▸ **Given request**: Reproduce each line bearing the word "React".

■ ■ ■ ■ ■

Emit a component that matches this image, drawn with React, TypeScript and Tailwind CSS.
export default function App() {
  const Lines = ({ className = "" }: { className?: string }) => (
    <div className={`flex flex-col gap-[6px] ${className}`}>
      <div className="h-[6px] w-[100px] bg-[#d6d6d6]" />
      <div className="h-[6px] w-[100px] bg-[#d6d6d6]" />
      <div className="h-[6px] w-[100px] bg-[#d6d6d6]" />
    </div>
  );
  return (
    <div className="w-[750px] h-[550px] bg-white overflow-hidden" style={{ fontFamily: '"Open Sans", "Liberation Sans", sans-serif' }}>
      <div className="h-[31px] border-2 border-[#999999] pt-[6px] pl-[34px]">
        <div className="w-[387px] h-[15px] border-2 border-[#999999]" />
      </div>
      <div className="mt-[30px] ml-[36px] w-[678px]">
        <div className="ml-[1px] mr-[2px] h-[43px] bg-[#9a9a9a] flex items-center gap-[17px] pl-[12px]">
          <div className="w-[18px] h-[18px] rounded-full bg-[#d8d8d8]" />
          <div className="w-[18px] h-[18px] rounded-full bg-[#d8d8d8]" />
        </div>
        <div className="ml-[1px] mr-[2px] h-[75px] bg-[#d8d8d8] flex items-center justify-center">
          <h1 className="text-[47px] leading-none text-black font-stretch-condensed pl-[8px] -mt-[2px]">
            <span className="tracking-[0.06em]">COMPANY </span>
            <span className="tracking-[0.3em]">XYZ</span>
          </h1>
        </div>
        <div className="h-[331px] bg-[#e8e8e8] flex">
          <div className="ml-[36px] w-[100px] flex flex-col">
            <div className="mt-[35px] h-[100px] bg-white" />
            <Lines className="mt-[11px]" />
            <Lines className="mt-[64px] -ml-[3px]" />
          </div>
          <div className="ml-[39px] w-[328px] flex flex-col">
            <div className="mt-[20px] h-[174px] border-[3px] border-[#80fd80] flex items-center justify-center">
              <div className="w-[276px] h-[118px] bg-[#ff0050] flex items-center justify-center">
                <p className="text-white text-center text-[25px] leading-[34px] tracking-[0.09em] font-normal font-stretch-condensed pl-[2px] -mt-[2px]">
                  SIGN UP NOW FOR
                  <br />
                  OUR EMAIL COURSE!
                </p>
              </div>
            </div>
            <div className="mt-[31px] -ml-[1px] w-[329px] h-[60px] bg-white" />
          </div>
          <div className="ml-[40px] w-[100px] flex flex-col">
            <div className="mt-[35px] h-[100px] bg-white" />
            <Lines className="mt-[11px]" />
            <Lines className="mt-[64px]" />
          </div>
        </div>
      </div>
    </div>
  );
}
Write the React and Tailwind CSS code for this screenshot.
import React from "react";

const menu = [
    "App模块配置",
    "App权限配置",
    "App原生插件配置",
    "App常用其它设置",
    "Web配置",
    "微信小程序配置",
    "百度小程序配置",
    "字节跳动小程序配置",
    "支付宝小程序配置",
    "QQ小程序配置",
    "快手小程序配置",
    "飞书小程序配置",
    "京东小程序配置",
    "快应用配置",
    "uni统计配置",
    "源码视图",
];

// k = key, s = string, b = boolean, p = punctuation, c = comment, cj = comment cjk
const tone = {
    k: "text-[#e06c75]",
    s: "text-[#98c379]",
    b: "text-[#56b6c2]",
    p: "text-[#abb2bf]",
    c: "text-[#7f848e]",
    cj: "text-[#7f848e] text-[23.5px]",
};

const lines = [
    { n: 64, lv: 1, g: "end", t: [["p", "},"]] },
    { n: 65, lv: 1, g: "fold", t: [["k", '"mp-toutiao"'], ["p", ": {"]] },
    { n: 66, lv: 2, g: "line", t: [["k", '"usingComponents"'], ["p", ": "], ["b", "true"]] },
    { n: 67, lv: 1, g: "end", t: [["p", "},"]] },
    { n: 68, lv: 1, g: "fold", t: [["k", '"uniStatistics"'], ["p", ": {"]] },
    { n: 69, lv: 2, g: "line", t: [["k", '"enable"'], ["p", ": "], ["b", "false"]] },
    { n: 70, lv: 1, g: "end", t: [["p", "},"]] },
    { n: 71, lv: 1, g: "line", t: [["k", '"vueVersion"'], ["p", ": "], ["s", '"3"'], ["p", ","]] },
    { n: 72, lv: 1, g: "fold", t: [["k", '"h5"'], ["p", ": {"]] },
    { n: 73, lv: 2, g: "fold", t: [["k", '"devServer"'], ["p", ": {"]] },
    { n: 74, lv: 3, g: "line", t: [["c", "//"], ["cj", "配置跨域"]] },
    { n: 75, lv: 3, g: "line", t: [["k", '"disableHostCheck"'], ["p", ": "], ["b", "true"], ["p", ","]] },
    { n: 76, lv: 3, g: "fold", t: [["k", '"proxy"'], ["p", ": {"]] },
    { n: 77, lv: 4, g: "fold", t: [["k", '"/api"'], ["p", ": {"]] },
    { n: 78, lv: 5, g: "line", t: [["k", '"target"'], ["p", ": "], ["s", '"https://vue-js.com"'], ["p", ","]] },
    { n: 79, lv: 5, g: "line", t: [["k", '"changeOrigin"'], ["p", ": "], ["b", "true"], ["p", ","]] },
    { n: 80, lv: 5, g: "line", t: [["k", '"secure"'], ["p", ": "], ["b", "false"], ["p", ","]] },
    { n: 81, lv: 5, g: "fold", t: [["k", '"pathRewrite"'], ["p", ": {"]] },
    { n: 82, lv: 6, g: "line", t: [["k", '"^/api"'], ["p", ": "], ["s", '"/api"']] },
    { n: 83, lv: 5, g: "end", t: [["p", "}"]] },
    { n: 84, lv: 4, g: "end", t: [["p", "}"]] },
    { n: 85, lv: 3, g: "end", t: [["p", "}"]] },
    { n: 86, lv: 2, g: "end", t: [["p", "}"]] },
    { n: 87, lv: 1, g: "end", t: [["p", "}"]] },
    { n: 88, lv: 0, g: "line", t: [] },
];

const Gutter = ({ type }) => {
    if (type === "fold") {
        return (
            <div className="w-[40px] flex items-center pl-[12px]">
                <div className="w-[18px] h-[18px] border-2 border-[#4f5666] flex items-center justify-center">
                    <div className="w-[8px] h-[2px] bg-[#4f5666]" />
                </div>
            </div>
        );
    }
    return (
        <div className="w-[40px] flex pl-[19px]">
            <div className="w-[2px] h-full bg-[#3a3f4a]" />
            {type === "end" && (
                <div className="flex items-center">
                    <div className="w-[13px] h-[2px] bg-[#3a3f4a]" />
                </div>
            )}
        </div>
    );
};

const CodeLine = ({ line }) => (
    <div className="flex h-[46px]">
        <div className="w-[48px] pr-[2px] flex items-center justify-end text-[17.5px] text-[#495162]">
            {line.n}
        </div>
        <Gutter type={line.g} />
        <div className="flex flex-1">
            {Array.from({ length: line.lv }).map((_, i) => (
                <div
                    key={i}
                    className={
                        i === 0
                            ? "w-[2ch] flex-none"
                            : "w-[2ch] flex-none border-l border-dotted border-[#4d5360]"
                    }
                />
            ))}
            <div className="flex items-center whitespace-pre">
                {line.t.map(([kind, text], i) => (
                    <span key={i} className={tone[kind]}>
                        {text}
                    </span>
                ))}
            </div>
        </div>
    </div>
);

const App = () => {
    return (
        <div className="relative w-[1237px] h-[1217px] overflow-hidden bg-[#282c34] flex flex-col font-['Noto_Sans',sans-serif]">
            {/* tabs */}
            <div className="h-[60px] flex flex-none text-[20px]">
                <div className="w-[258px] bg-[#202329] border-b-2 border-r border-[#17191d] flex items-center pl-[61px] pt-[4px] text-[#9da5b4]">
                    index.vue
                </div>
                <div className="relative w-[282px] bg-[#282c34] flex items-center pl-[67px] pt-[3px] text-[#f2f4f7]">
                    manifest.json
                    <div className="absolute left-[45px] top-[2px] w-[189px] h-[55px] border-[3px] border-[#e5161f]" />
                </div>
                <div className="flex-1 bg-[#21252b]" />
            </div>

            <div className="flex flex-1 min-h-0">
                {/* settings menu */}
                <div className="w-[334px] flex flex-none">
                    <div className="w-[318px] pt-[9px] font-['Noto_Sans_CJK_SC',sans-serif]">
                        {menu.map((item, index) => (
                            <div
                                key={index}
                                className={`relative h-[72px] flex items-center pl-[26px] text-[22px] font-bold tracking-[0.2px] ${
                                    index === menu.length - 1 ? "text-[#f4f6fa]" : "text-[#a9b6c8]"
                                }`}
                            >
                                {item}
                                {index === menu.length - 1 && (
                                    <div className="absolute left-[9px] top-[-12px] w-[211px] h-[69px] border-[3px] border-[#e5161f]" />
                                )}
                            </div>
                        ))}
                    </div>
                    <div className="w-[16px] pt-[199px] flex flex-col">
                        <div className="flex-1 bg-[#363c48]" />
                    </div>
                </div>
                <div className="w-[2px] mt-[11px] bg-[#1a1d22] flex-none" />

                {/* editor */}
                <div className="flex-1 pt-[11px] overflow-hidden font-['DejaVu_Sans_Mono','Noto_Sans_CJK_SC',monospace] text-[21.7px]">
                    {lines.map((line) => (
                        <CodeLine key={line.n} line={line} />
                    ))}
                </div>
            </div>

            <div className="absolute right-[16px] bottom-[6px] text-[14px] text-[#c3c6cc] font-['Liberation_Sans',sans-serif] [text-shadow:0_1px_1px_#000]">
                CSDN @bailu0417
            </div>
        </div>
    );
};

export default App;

■ ■ ■ ■ ■

▸ **Response to the task**:
Emit a component that matches this image, drawn with React, TypeScript and Tailwind CSS.
Write the React and Tailwind CSS code for this screenshot.
import React from "react";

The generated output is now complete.